Proper 16B ~ Body, Flesh, Spirit

[click above for texts]
Sermon on Proper 16B ~ Body, Flesh, and Spirit
August 27, 2006
Holy Trinity & St. Anskar

Each of you…should love his wife as himself, and a wife should revere her husband.


+ In the Name of God the holy and Undivided Trinity

In today’s pairing of Joshua’s stern words to the Israelites at Shechem and the Gospel about the defection of many – maybe most of the disciples because of the difficulty of the Mystery of His Flesh and Blood, I find support for the idea of continuing revelation. God reveals more and more to humans, and each new revelation is hard to take. It means that we have to give up some of our old ideas about God, as we enlarge our understanding. I think we can take this meaning from Joshua’s words about putting away the gods that your ancestors served beyond the River and in Egypt. It is no small thing to forsake your ancestors’ understanding. Hard as it is to imagine, if God wants us to eat human flesh and blood, we must leave ancient practices behind and do it.

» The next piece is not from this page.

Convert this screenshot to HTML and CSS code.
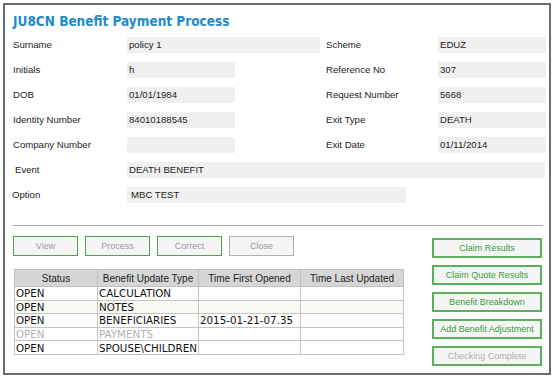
FILE: index.html
```html
<!DOCTYPE html>
<html lang="en">
<head>
  <meta charset="UTF-8" />
  <title>JU8CN Benefit Payment Process</title>
  <link rel="stylesheet" href="styles.css">
</head>
<body>
  <div class="frame">
    <h1 class="title">JU8CN Benefit Payment Process</h1>

    <div class="form">
      <div class="row">
        <span class="label">Surname</span>
        <span class="value wide">policy 1</span>
        <span class="label right">Scheme</span>
        <span class="value small">EDUZ</span>
      </div>
      <div class="row">
        <span class="label">Initials</span>
        <span class="value">h</span>
        <span class="label right">Reference No</span>
        <span class="value small">307</span>
      </div>
      <div class="row">
        <span class="label">DOB</span>
        <span class="value">01/01/1984</span>
        <span class="label right">Request Number</span>
        <span class="value small">5668</span>
      </div>
      <div class="row">
        <span class="label">Identity Number</span>
        <span class="value">84010188545</span>
        <span class="label right">Exit Type</span>
        <span class="value small">DEATH</span>
      </div>
      <div class="row">
        <span class="label">Company Number</span>
        <span class="value"></span>
        <span class="label right">Exit Date</span>
        <span class="value small">01/11/2014</span>
      </div>
      <div class="row">
        <span class="label indent">Event</span>
        <span class="value full">DEATH BENEFIT</span>
      </div>
      <div class="row">
        <span class="label outdent">Option</span>
        <span class="value option">MBC TEST</span>
      </div>
    </div>

    <hr class="divider">

    <div class="bottom">
      <div class="left">
        <div class="actions">
          <button class="btn">View</button>
          <button class="btn">Process</button>
          <button class="btn">Correct</button>
          <button class="btn off">Close</button>
        </div>

        <table class="grid">
          <thead>
            <tr>
              <th class="c1">Status</th>
              <th class="c2">Benefit Update Type</th>
              <th class="c3">Time First Opened</th>
              <th class="c4">Time Last Updated</th>
            </tr>
          </thead>
          <tbody>
            <tr><td>OPEN</td><td>CALCULATION</td><td></td><td></td></tr>
            <tr class="alt"><td>OPEN</td><td>NOTES</td><td></td><td></td></tr>
            <tr><td>OPEN</td><td>BENEFICIARIES</td><td>2015-01-21-07.35</td><td></td></tr>
            <tr class="dim"><td>OPEN</td><td>PAYMENTS</td><td></td><td></td></tr>
            <tr><td>OPEN</td><td>SPOUSE\CHILDREN</td><td></td><td></td></tr>
          </tbody>
        </table>
      </div>

      <div class="side">
        <button class="sbtn">Claim Results</button>
        <button class="sbtn">Claim Quote Results</button>
        <button class="sbtn">Benefit Breakdown</button>
        <button class="sbtn">Add Benefit Adjustment</button>
        <button class="sbtn off">Checking Complete</button>
      </div>
    </div>
  </div>
</body>
</html>
```

FILE: styles.css
```css
body {
  margin: 0;
  background: #fff;
  font-family: Tahoma, "DejaVu Sans", "Liberation Sans", sans-serif;
}

.frame {
  margin: 3px;
  width: 544px;
  height: 368px;
  border: 2px solid #6b6b6b;
}

.title {
  margin: 8px 0 0 8px;
  height: 19px;
  font-family: "DejaVu Sans Condensed", "DejaVu Sans", Verdana, sans-serif;
  font-size: 13.5px;
  font-weight: bold;
  color: #1f8ac9;
}

/* Formularfelder */
.form {
  padding-left: 8px;
}

.row {
  display: flex;
  align-items: center;
  height: 25px;
  font-family: "Liberation Sans", Arial, sans-serif;
  font-size: 9.6px;
  color: #222;
}

.label {
  width: 114px;
  flex: none;
}

.label.indent { padding-left: 2px; width: 112px; }
.label.outdent { margin-left: -1px; width: 115px; }

.label.right {
  width: 112px;
}

.value {
  flex: none;
  width: 108px;
  height: 16px;
  line-height: 16px;
  padding-left: 2px;
  box-sizing: border-box;
  background: #f0f0f0;
  margin-right: 91px;
}

.value.wide { width: 193px; margin-right: 6px; }
.value.small { width: 108px; margin-right: 0; }
.value.full { width: 418px; margin-right: 0; }
.value.option { width: 279px; margin-right: 0; padding-left: 4px; }

.divider {
  border: 0;
  border-top: 1px solid #a9a9a9;
  margin: 18px 6px 0 8px;
}

/* Unterer Bereich */
.bottom {
  display: flex;
  padding-left: 8px;
}

.left {
  width: 391px;
}

.actions {
  display: flex;
  gap: 7px;
  margin-top: 10px;
}

.btn {
  width: 65px;
  height: 20px;
  padding: 0;
  border: 1px solid #4aa54a;
  background: #f5f5f5;
  font-family: "Liberation Sans", Arial, sans-serif;
  font-size: 9px;
  color: #9a9a9a;
}

.btn.off {
  border-color: #b0b0b0;
}

.grid {
  margin-top: 13px;
  margin-left: 1px;
  border-collapse: collapse;
  border: 1px solid #b5b5b5;
  width: 390px;
}

.grid th {
  height: 16px;
  padding: 0;
  background: #d6d6d6;
  border: 1px solid #c0c0c0;
  font-family: "Liberation Sans", Arial, sans-serif;
  font-size: 10px;
  font-weight: normal;
  color: #222;
}

.grid .c1 { width: 82px; }
.grid .c2 { width: 100px; }
.grid .c3 { width: 101px; }

.grid td {
  height: 12.6px;
  padding: 0 0 0 1px;
  border: 1px solid #c4c4c4;
  font-family: "DejaVu Sans", Verdana, sans-serif;
  font-size: 10.3px;
  line-height: 12px;
  color: #111;
  white-space: nowrap;
}

.grid tr.alt td { background: #fafaf4; }
.grid tr.dim td { color: #b0b0b0; }

.side {
  display: flex;
  flex-direction: column;
  gap: 7px;
  margin-left: 28px;
  margin-top: 12px;
}

.sbtn {
  width: 110px;
  height: 20px;
  padding: 0;
  border: 2px solid #5cb05c;
  background: #f5f5f5;
  font-family: "Liberation Sans", Arial, sans-serif;
  font-size: 9px;
  color: #3a9a3a;
}

.sbtn.off {
  color: #b0b0b0;
}
```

We must do it even with our own sacred texts, if we are to be faithful to their Spirit, as distinct from their letter. This can be difficult, but sometimes it can be a great comfort, as with toady’s passage from Ephesians. I believe that we are free to reject this teaching in its most literal sense. In fact, we are required to reject the conventional interpretation of what it means for the wife to be subject to the husband, if we are to be faithful to the Spirit of the whole New Testament. Here we must put away the gods that our ancestors served, and serve the Lord only.

If it is any help, the majority opinion is that Paul did not write Ephesians, and that it is the work of the next generation ~ of a disciple, perhaps, certainly of someone thoroughly familiar with Paul and his teaching. But this teaching on marriage is significantly different from the undisputed Pauline teaching in I Corinthians, where the Apostle assured wives that they are free to remarry if their husbands die. How could this be if their husband is her “head” and they are indissolubly “one flesh”, as Christ is with the Church? This difference is, in fact, one of the reasons for the majority opinion, that Ephesians is not by Paul.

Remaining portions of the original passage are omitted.